**DATASET EXCERPT:**

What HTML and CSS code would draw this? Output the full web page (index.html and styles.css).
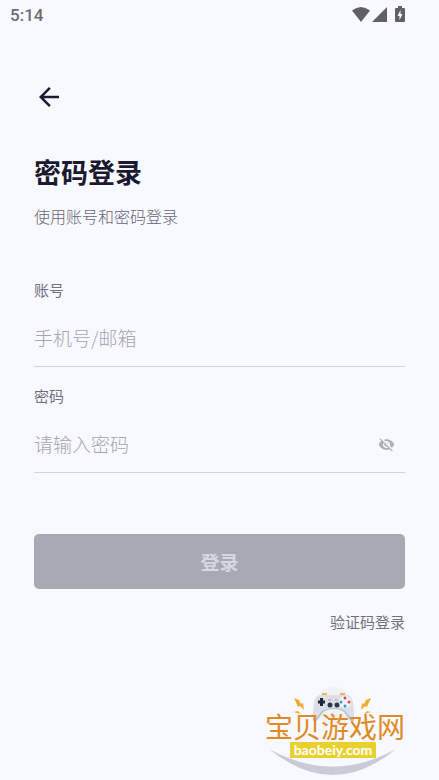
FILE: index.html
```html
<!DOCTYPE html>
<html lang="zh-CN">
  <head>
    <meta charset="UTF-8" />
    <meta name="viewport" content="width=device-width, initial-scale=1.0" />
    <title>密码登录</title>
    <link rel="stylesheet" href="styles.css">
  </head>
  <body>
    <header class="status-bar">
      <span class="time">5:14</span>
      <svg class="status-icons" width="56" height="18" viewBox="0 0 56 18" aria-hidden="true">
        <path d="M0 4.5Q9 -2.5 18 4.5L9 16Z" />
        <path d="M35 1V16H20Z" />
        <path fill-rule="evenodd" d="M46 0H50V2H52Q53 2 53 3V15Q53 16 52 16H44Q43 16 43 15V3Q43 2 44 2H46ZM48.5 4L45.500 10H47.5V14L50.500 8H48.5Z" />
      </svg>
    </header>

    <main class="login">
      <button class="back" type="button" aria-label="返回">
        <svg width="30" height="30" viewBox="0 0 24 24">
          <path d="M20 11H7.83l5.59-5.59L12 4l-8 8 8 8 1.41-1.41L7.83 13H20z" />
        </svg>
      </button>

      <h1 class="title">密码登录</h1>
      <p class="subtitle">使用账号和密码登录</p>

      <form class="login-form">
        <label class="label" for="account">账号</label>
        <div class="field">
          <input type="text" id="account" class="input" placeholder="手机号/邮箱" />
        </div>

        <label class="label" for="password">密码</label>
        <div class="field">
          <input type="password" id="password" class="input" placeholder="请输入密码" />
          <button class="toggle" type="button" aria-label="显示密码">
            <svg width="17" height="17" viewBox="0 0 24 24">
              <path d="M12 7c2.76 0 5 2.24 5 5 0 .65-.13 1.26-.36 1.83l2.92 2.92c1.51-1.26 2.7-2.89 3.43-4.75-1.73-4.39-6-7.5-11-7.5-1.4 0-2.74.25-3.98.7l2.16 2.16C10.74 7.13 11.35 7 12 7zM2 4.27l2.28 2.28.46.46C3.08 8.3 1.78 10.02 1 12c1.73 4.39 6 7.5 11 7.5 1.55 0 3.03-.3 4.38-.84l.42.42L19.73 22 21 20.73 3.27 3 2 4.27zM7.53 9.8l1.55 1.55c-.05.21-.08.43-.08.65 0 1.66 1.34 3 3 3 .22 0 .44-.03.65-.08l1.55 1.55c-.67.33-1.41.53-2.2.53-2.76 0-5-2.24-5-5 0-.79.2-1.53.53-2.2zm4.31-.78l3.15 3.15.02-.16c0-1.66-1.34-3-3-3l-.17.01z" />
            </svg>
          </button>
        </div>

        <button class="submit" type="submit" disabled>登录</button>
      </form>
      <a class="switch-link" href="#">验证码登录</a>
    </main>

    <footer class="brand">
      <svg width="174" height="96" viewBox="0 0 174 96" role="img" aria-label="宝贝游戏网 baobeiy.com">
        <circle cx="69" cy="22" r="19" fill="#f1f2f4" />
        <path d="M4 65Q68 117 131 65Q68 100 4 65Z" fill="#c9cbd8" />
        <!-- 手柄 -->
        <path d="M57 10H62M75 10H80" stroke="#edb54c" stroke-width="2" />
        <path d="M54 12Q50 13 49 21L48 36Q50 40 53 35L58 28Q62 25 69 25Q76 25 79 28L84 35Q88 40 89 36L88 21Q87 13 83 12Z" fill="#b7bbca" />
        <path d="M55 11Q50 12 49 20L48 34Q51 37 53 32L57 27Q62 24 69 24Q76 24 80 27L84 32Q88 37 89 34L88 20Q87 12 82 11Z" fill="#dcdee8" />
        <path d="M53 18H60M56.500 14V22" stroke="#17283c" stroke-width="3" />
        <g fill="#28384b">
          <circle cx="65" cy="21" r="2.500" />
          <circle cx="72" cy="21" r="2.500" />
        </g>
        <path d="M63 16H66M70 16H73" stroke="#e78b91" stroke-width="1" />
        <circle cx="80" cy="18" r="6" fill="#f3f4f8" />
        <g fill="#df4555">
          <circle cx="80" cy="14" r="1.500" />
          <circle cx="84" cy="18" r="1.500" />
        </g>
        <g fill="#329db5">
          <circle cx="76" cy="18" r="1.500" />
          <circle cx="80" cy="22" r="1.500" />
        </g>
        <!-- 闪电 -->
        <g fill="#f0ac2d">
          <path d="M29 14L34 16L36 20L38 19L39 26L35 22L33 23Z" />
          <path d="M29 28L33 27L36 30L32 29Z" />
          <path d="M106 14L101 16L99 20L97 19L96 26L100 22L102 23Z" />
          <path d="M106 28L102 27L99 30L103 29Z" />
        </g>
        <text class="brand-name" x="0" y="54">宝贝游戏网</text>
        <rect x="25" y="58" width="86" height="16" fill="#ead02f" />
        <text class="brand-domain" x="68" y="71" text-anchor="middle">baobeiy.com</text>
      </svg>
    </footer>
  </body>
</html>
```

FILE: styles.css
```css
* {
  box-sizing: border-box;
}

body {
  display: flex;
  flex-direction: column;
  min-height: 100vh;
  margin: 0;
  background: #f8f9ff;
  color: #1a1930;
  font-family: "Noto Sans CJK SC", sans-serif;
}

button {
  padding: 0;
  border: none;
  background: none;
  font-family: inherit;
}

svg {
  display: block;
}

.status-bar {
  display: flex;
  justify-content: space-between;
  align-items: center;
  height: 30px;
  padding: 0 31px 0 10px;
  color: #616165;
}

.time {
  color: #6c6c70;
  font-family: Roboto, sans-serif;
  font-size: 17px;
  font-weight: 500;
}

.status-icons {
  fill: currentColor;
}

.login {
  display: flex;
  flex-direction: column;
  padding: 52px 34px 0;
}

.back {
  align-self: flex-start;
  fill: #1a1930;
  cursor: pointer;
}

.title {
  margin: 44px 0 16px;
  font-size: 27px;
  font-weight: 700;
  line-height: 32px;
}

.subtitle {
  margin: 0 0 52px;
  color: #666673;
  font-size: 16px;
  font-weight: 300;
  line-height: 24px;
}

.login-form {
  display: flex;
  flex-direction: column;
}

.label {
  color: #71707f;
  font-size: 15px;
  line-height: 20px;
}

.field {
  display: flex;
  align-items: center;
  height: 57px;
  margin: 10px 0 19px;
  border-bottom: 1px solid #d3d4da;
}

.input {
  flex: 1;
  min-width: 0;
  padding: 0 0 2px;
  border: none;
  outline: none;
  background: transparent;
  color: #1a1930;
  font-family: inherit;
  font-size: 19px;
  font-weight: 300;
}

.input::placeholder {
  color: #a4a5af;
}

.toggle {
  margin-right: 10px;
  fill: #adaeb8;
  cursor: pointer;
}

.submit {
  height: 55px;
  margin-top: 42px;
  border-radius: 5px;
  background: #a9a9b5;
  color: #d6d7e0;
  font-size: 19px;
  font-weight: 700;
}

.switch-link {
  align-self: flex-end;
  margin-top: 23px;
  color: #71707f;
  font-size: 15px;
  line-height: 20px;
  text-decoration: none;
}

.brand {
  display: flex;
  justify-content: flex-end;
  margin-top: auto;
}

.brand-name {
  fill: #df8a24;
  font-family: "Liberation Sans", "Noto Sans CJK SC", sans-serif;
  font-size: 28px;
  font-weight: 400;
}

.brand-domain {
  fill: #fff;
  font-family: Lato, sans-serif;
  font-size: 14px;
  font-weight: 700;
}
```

**GOAL OF THE EXERCISE:**
Set down the material above as is, without any pictures.

**RESULT BELOW:**
What HTML and CSS code would draw this? Output the full web page (index.html and styles.css).
FILE: index.html
```html
<!DOCTYPE html>
<html lang="zh-CN">
  <head>
    <meta charset="UTF-8" />
    <meta name="viewport" content="width=device-width, initial-scale=1.0" />
    <title>密码登录</title>
    <link rel="stylesheet" href="styles.css">
  </head>
  <body>
    <header class="status-bar">
      <span class="time">5:14</span>
      <svg class="status-icons" width="56" height="18" viewBox="0 0 56 18" aria-hidden="true">
        <path d="M0 4.5Q9 -2.5 18 4.5L9 16Z" />
        <path d="M35 1V16H20Z" />
        <path fill-rule="evenodd" d="M46 0H50V2H52Q53 2 53 3V15Q53 16 52 16H44Q43 16 43 15V3Q43 2 44 2H46ZM48.5 4L45.500 10H47.5V14L50.500 8H48.5Z" />
      </svg>
    </header>

    <main class="login">
      <button class="back" type="button" aria-label="返回">
        <svg width="30" height="30" viewBox="0 0 24 24">
          <path d="M20 11H7.83l5.59-5.59L12 4l-8 8 8 8 1.41-1.41L7.83 13H20z" />
        </svg>
      </button>

      <h1 class="title">密码登录</h1>
      <p class="subtitle">使用账号和密码登录</p>

      <form class="login-form">
        <label class="label" for="account">账号</label>
        <div class="field">
          <input type="text" id="account" class="input" placeholder="手机号/邮箱" />
        </div>

        <label class="label" for="password">密码</label>
        <div class="field">
          <input type="password" id="password" class="input" placeholder="请输入密码" />
          <button class="toggle" type="button" aria-label="显示密码">
            <svg width="17" height="17" viewBox="0 0 24 24">
              <path d="M12 7c2.76 0 5 2.24 5 5 0 .65-.13 1.26-.36 1.83l2.92 2.92c1.51-1.26 2.7-2.89 3.43-4.75-1.73-4.39-6-7.5-11-7.5-1.4 0-2.74.25-3.98.7l2.16 2.16C10.74 7.13 11.35 7 12 7zM2 4.27l2.28 2.28.46.46C3.08 8.3 1.78 10.02 1 12c1.73 4.39 6 7.5 11 7.5 1.55 0 3.03-.3 4.38-.84l.42.42L19.73 22 21 20.73 3.27 3 2 4.27zM7.53 9.8l1.55 1.55c-.05.21-.08.43-.08.65 0 1.66 1.34 3 3 3 .22 0 .44-.03.65-.08l1.55 1.55c-.67.33-1.41.53-2.2.53-2.76 0-5-2.24-5-5 0-.79.2-1.53.53-2.2zm4.31-.78l3.15 3.15.02-.16c0-1.66-1.34-3-3-3l-.17.01z" />
            </svg>
          </button>
        </div>

        <button class="submit" type="submit" disabled>登录</button>
      </form>
      <a class="switch-link" href="#">验证码登录</a>
    </main>

    <footer class="brand">
      <svg width="174" height="96" viewBox="0 0 174 96" role="img" aria-label="宝贝游戏网 baobeiy.com">
        <circle cx="69" cy="22" r="19" fill="#f1f2f4" />
        <path d="M4 65Q68 117 131 65Q68 100 4 65Z" fill="#c9cbd8" />
        <!-- 手柄 -->
        <path d="M57 10H62M75 10H80" stroke="#edb54c" stroke-width="2" />
        <path d="M54 12Q50 13 49 21L48 36Q50 40 53 35L58 28Q62 25 69 25Q76 25 79 28L84 35Q88 40 89 36L88 21Q87 13 83 12Z" fill="#b7bbca" />
        <path d="M55 11Q50 12 49 20L48 34Q51 37 53 32L57 27Q62 24 69 24Q76 24 80 27L84 32Q88 37 89 34L88 20Q87 12 82 11Z" fill="#dcdee8" />
        <path d="M53 18H60M56.500 14V22" stroke="#17283c" stroke-width="3" />
        <g fill="#28384b">
          <circle cx="65" cy="21" r="2.500" />
          <circle cx="72" cy="21" r="2.500" />
        </g>
        <path d="M63 16H66M70 16H73" stroke="#e78b91" stroke-width="1" />
        <circle cx="80" cy="18" r="6" fill="#f3f4f8" />
        <g fill="#df4555">
          <circle cx="80" cy="14" r="1.500" />
          <circle cx="84" cy="18" r="1.500" />
        </g>
        <g fill="#329db5">
          <circle cx="76" cy="18" r="1.500" />
          <circle cx="80" cy="22" r="1.500" />
        </g>
        <!-- 闪电 -->
        <g fill="#f0ac2d">
          <path d="M29 14L34 16L36 20L38 19L39 26L35 22L33 23Z" />
          <path d="M29 28L33 27L36 30L32 29Z" />
          <path d="M106 14L101 16L99 20L97 19L96 26L100 22L102 23Z" />
          <path d="M106 28L102 27L99 30L103 29Z" />
        </g>
        <text class="brand-name" x="0" y="54">宝贝游戏网</text>
        <rect x="25" y="58" width="86" height="16" fill="#ead02f" />
        <text class="brand-domain" x="68" y="71" text-anchor="middle">baobeiy.com</text>
      </svg>
    </footer>
  </body>
</html>
```

FILE: styles.css
```css
* {
  box-sizing: border-box;
}

body {
  display: flex;
  flex-direction: column;
  min-height: 100vh;
  margin: 0;
  background: #f8f9ff;
  color: #1a1930;
  font-family: "Noto Sans CJK SC", sans-serif;
}

button {
  padding: 0;
  border: none;
  background: none;
  font-family: inherit;
}

svg {
  display: block;
}

.status-bar {
  display: flex;
  justify-content: space-between;
  align-items: center;
  height: 30px;
  padding: 0 31px 0 10px;
  color: #616165;
}

.time {
  color: #6c6c70;
  font-family: Roboto, sans-serif;
  font-size: 17px;
  font-weight: 500;
}

.status-icons {
  fill: currentColor;
}

.login {
  display: flex;
  flex-direction: column;
  padding: 52px 34px 0;
}

.back {
  align-self: flex-start;
  fill: #1a1930;
  cursor: pointer;
}

.title {
  margin: 44px 0 16px;
  font-size: 27px;
  font-weight: 700;
  line-height: 32px;
}

.subtitle {
  margin: 0 0 52px;
  color: #666673;
  font-size: 16px;
  font-weight: 300;
  line-height: 24px;
}

.login-form {
  display: flex;
  flex-direction: column;
}

.label {
  color: #71707f;
  font-size: 15px;
  line-height: 20px;
}

.field {
  display: flex;
  align-items: center;
  height: 57px;
  margin: 10px 0 19px;
  border-bottom: 1px solid #d3d4da;
}

.input {
  flex: 1;
  min-width: 0;
  padding: 0 0 2px;
  border: none;
  outline: none;
  background: transparent;
  color: #1a1930;
  font-family: inherit;
  font-size: 19px;
  font-weight: 300;
}

.input::placeholder {
  color: #a4a5af;
}

.toggle {
  margin-right: 10px;
  fill: #adaeb8;
  cursor: pointer;
}

.submit {
  height: 55px;
  margin-top: 42px;
  border-radius: 5px;
  background: #a9a9b5;
  color: #d6d7e0;
  font-size: 19px;
  font-weight: 700;
}

.switch-link {
  align-self: flex-end;
  margin-top: 23px;
  color: #71707f;
  font-size: 15px;
  line-height: 20px;
  text-decoration: none;
}

.brand {
  display: flex;
  justify-content: flex-end;
  margin-top: auto;
}

.brand-name {
  fill: #df8a24;
  font-family: "Liberation Sans", "Noto Sans CJK SC", sans-serif;
  font-size: 28px;
  font-weight: 400;
}

.brand-domain {
  fill: #fff;
  font-family: Lato, sans-serif;
  font-size: 14px;
  font-weight: 700;
}
```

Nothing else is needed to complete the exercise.